FWHM is the acronym for "Full Width - Half Maximum," the accepted method of reporting beam width. It is measured out to the angle at which you would measure half the radiant intensity (milliwatts per steradian) of the on-axis peak. There is a lot of information available on the topic by googling, "FWHM," but I have not followed my own advice.

Have fun

awright
 
The high power LED doesn't look like it has a lens in front of it like most LEDs, so I think that it really does have a wide FWHM. It has a pretty good heatsink so it can handle the very high current to be extra bright over most of its wide "viewing" angle.
Viewing?
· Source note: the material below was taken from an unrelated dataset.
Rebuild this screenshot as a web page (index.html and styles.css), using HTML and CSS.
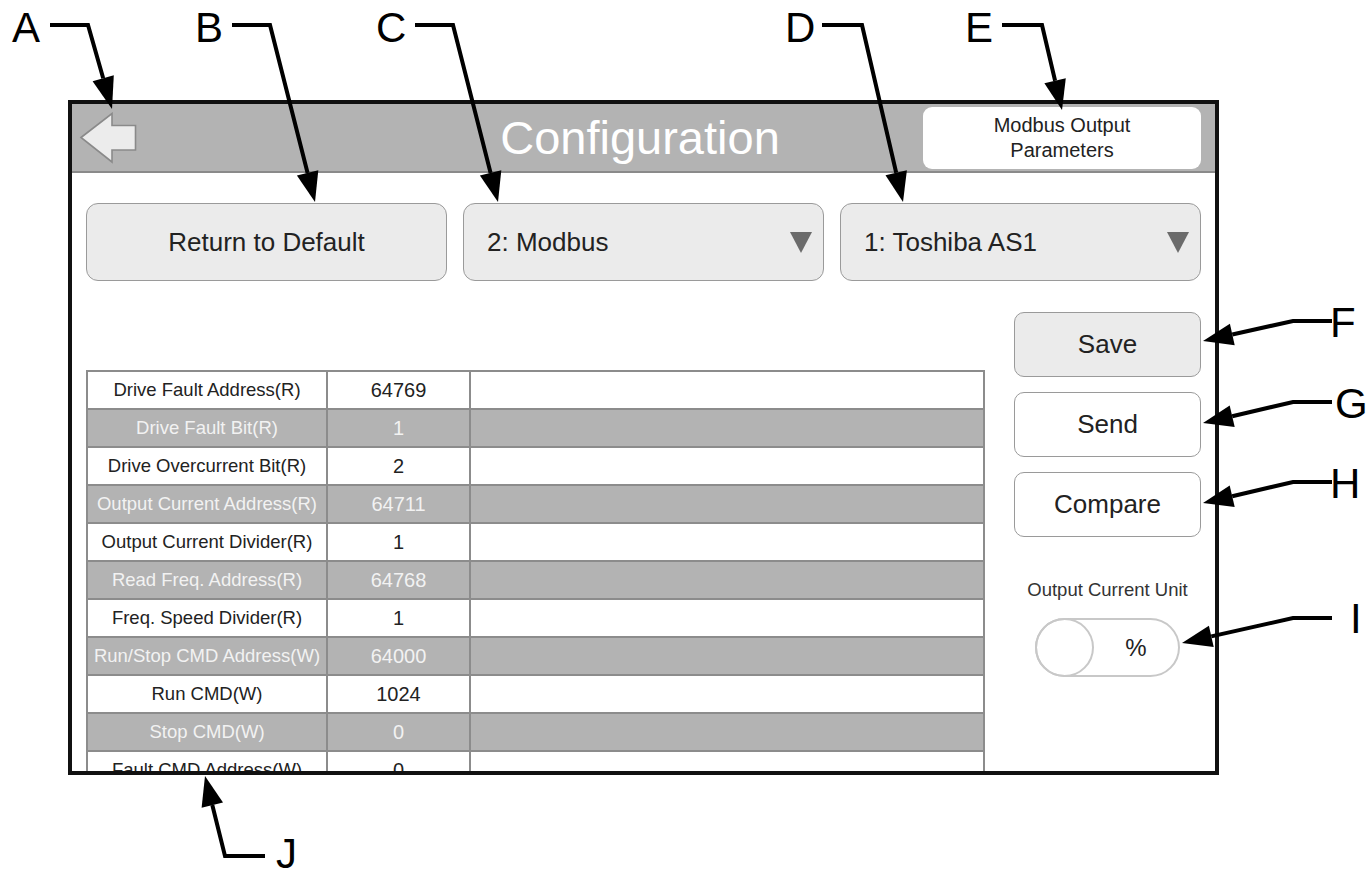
FILE: index.html
```html
<!DOCTYPE html>
<html lang="en">
<head>
    <meta charset="UTF-8">
    <meta name="viewport" content="width=device-width, initial-scale=1.0">
    <title>Configuration</title>
    <link rel="stylesheet" href="styles.css">
</head>
<body>

<div class="device">
  <header class="topbar">
    <div class="back">
      <svg width="58" height="52" viewBox="0 0 58 52">
        <polygon points="2,25.5 33,1.5 33,13.5 56.5,13.5 56.5,38 33,38 33,50" fill="#ececec" stroke="#8a8a8a" stroke-width="1.6"/>
      </svg>
    </div>
    <h1 class="title">Configuration</h1>
    <button class="page-btn">Modbus Output<br>Parameters</button>
  </header>

  <div class="controls">
    <button class="ctl-btn">Return to Default</button>
    <div class="select">
      <span>2: Modbus</span>
      <svg width="22" height="21" viewBox="0 0 22 21"><polygon points="0,0 22,0 11,21" fill="#6b6b6b"/></svg>
    </div>
    <div class="select">
      <span>1: Toshiba AS1</span>
      <svg width="22" height="21" viewBox="0 0 22 21"><polygon points="0,0 22,0 11,21" fill="#6b6b6b"/></svg>
    </div>
  </div>

  <div class="main">
    <div class="table-wrap">
      <table class="params">
        <colgroup>
          <col class="c-name">
          <col class="c-val">
          <col>
        </colgroup>
        <tr><td>Drive Fault Address(R)</td><td class="val">64769</td><td></td></tr>
        <tr class="alt"><td>Drive Fault Bit(R)</td><td class="val">1</td><td></td></tr>
        <tr><td>Drive Overcurrent Bit(R)</td><td class="val">2</td><td></td></tr>
        <tr class="alt"><td>Output Current Address(R)</td><td class="val">64711</td><td></td></tr>
        <tr><td>Output Current Divider(R)</td><td class="val">1</td><td></td></tr>
        <tr class="alt"><td>Read Freq. Address(R)</td><td class="val">64768</td><td></td></tr>
        <tr><td>Freq. Speed Divider(R)</td><td class="val">1</td><td></td></tr>
        <tr class="alt"><td>Run/Stop CMD Address(W)</td><td class="val">64000</td><td></td></tr>
        <tr><td>Run CMD(W)</td><td class="val">1024</td><td></td></tr>
        <tr class="alt"><td>Stop CMD(W)</td><td class="val">0</td><td></td></tr>
        <tr><td>Fault CMD Address(W)</td><td class="val">0</td><td></td></tr>
      </table>
    </div>

    <div class="side">
      <button class="side-btn save">Save</button>
      <button class="side-btn">Send</button>
      <button class="side-btn">Compare</button>
      <div class="unit-label">Output Current Unit</div>
      <div class="toggle">
        <span class="knob"></span>
        <span class="unit">%</span>
      </div>
    </div>
  </div>
</div>

<!-- callout letters and arrows -->
<svg class="callouts" width="1372" height="871" viewBox="0 0 1372 871">
  <g class="letters">
    <text x="12" y="42">A</text>
    <text x="195" y="42">B</text>
    <text x="376" y="42">C</text>
    <text x="785" y="42">D</text>
    <text x="965" y="42">E</text>
    <text x="1330" y="337">F</text>
    <text x="1335" y="418">G</text>
    <text x="1330" y="498">H</text>
    <text x="1350" y="633">I</text>
    <text x="276" y="868">J</text>
  </g>
  <g fill="none" stroke="#000" stroke-width="4">
    <polyline points="50,25 88,25 103.2,78.3"/>
    <polyline points="232,25 270,25 307.6,172.9"/>
    <polyline points="415,25 453,25 490.6,172.9"/>
    <polyline points="822,25 862,25 896.2,172.8"/>
    <polyline points="1002,25 1042,25 1055.1,80.8"/>
    <polyline points="1332,321 1293,321 1232.3,334.5"/>
    <polyline points="1332,402 1293,402 1232.2,416.2"/>
    <polyline points="1332,482 1293,482 1232.2,496.2"/>
    <polyline points="1332,618 1293,618 1211.3,636.4"/>
    <polyline points="265,856 225,856 212.3,805.1"/>
  </g>
  <g fill="#000">
    <polygon points="92.6,81.3 113.8,75.3 112,109"/>
    <polygon points="296.9,175.6 318.3,170.2 315,202"/>
    <polygon points="479.9,175.6 501.3,170.2 498,202"/>
    <polygon points="885.5,175.3 906.9,170.3 903,202"/>
    <polygon points="1044.4,83.3 1065.8,78.3 1062,110"/>
    <polygon points="1229.9,323.8 1234.7,345.2 1203,341"/>
    <polygon points="1229.7,405.5 1234.7,426.9 1203,423"/>
    <polygon points="1229.7,485.5 1234.7,506.9 1203,503"/>
    <polygon points="1208.9,625.7 1213.7,647.1 1182,643"/>
    <polygon points="223,802.4 201.6,807.8 205,776"/>
  </g>
</svg>

</body>
</html>
```

FILE: styles.css
```css
body {
    margin: 0;
    background: #fff;
    font-family: "Liberation Sans", Arial, sans-serif;
    color: #222;
}

button {
    font-family: inherit;
    color: inherit;
}

.device {
    box-sizing: border-box;
    width: 1151px;
    height: 675px;
    margin: 100px 0 0 68px;
    border: 4px solid #111;
    overflow: hidden;
    background: #fff;
}

/* top bar */
.topbar {
    display: grid;
    grid-template-columns: 1fr auto 1fr;
    align-items: center;
    height: 67px;
    padding: 0 14px 0 7px;
    background: #b3b3b3;
    border-bottom: 2px solid #8a8a8a;
}
.back svg {
    display: block;
}
.title {
    margin: 0;
    font-size: 47px;
    font-weight: normal;
    color: #fff;
}
.page-btn {
    justify-self: end;
    width: 278px;
    height: 62px;
    border: none;
    border-radius: 9px;
    background: #fff;
    font-size: 20px;
    line-height: 25px;
    color: #222;
}

/* first row */
.controls {
    display: grid;
    grid-template-columns: repeat(3, 1fr);
    gap: 16px;
    height: 78px;
    margin: 30px 14px 0;
}
.ctl-btn,
.select {
    box-sizing: border-box;
    height: 78px;
    background: #ebebeb;
    border: 1.5px solid #9a9a9a;
    border-radius: 12px;
    font-size: 26px;
    color: #222;
}
.select {
    display: flex;
    align-items: center;
    justify-content: space-between;
    padding: 0 11px 0 23px;
}
.select svg {
    display: block;
}

/* table + side panel */
.main {
    display: flex;
    gap: 29px;
    margin: 31px 14px 0;
}
.table-wrap {
    width: 899px;
    margin-top: 58px;
}
.params {
    width: 899px;
    table-layout: fixed;
    border-collapse: collapse;
    border: 2px solid #a0a0a0;
}
.params col.c-name { width: 240px; }
.params col.c-val { width: 143px; }
.params td {
    height: 36px;
    padding: 0;
    border: 2px solid #8c8c8c;
    text-align: center;
    font-size: 18.5px;
    color: #222;
    white-space: nowrap;
    overflow: hidden;
}
.params td.val {
    font-size: 20px;
}
.params tr.alt td {
    background: #b3b3b3;
    color: #f2f2f2;
}

.side {
    display: flex;
    flex-direction: column;
    width: 187px;
}
.side-btn {
    box-sizing: border-box;
    height: 65px;
    margin-bottom: 15px;
    background: #fff;
    border: 1.5px solid #9a9a9a;
    border-radius: 10px;
    font-size: 26px;
}
.side-btn.save {
    background: #ebebeb;
}
.unit-label {
    margin-top: 27px;
    text-align: center;
    font-size: 18.5px;
    color: #333;
}
.toggle {
    box-sizing: border-box;
    display: flex;
    align-items: center;
    align-self: center;
    width: 145px;
    height: 59px;
    margin-top: 17px;
    border: 2px solid #c8c8c8;
    border-radius: 30px;
}
.knob {
    box-sizing: border-box;
    width: 59px;
    height: 59px;
    margin-left: -2px;
    border: 2px solid #c8c8c8;
    border-radius: 50%;
}
.unit {
    flex: 1;
    text-align: center;
    font-size: 24px;
    color: #222;
}

/* annotation overlay */
.callouts {
    position: absolute;
    top: 0;
    left: 0;
    pointer-events: none;
}
.callouts text {
    font-family: "Liberation Sans", Arial, sans-serif;
    font-size: 42px;
    fill: #000;
}
```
Do people sit there just looking at it? :?: :?:
 
Well, audioguru, "viewing" doesn't necessarily mean sitting in your Lazy-Boy with a beer in one hand and a clicker in the other, turning the LED on and off.

It should mean you get whatever function you are using the LED for satisfactorily fulfilled at the specified angle. An example being trailer tail lights, which I was trying to implement before getting distracted to another project. Buying high-brightness, red LEDs for tail lights won't do you much good of the high mCd numbers are accompanied with a very narrow beam angle, which some of them are. For safety, you want (and vehicle codes generally require) visibility within some fairly large viewing angle at some specified distance. Having blinding intensity straight out to the rear won't cut it, and if you've achieved high luminous intensity by concentrating the beam with an integral lens, you may have to invest in many extra LEDs and their installation time to cover the required angle.